Già sette anni fa, un rapporto dell’Unep (Programma delle Nazioni Unite per l’ambiente) si interrogava sull’aumento delle zoonosi registrato negli ultimi anni. Un fenomeno che, a detta degli autori, andrebbe ricondotto alla scarsa cura che il genere umano ha per la tutela dell’ambiente.

La grande concentrazione di animali in sistemi di allevamento intensivo, la conseguente rapida distruzione degli ecosistemi, la deforestazione, ma anche la vendita illegale di specie selvatiche sono tra le principali cause dell’aumento dei casi di zoonosi e della loro diffusione in regioni che sino a pochi decenni fa era non erano coinvolte nel fenomeno.
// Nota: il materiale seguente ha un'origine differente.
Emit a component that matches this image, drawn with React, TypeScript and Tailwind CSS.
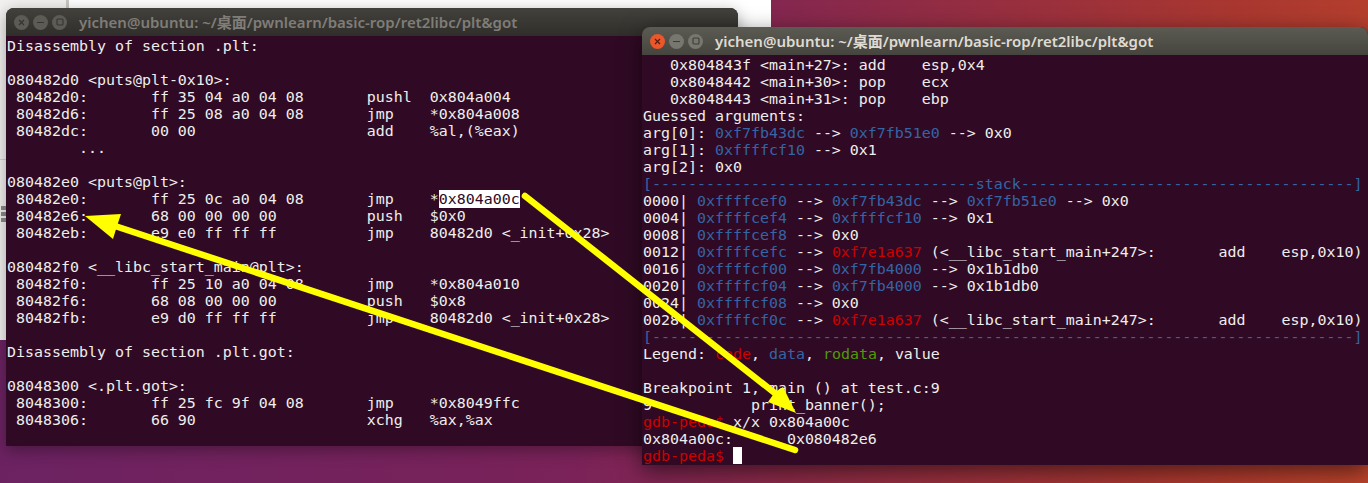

Nel recente report dell’Efsa intitolato “Zoonoses, foodborne outbreaks and antimicrobial resistance guidance for reporting 2022 data” (trad.: “Zoonosi, focolai di origine alimentare e linee guida sulla resistenza antimicrobica per la comunicazione dei dati del 2022”) si legge che “conservare la natura e restaurare gli habitat danneggiati rappresenta uno strumento essenziale per preservare la nostra salute e il nostro benessere”.

Le raccomandazioni dell’ente ci esortano tutti a considerare sempre più decisivo in ogni tipo di attività un approccio “One Health”, essendo la salute degli esseri umani strettamente connessa tanto a quella degli animali quanto a quella dell’ambiente. Vale a dire che si rende indispensabile ora il pensare e l’agire con approcci multidisciplinari interconnessi, per affrontare i rischi insiti nell’interfaccia tra ambiente di vita e lavoro, popolazioni animali ed ecosistemi.

A tale proposito si è recentemente espressa anche la Isde (International Society of Doctors for Environment), associazione medici per l’ambiente, tornando a trattare dell’impatto dell’allevamento intensivo sulla salute umana. Isde ha analizzato i danni di questa pratica di allevamento, evidenziandone tre aspetti: quelli diretti sulla salute dell’uomo, quelli di tipo sociale e quelli ambientali.

Tra i primi, ecco riproporsi il rischio di zoonosi, legato all’alta concentrazione di animali in spazi chiusi, che favorisce lo sviluppo di malattie, alcune delle quali contagiose per gli esseri umani, come l’aviaria e la SarsCov1, solo per citare due esempi noti. Le condizioni  innaturali di allevamento (oltre all’alta presenza di individui in spazi limitati, la mancanza del necessario ricambio d’aria e l’assenza dei ritmi legati all’alternanza giorno-notte) richiedono, per mantenere in vita gli animali, un alto livello di somministrazioni farmacologiche – troppo spesso antimicrobici e antibiotici – in genere effettuate attraverso il cibo. Una pratica ancora troppo diffusa, nonostante sia stata da tempo collegata all’aggravamento del fenomeno dell’antibiotico-resistenza.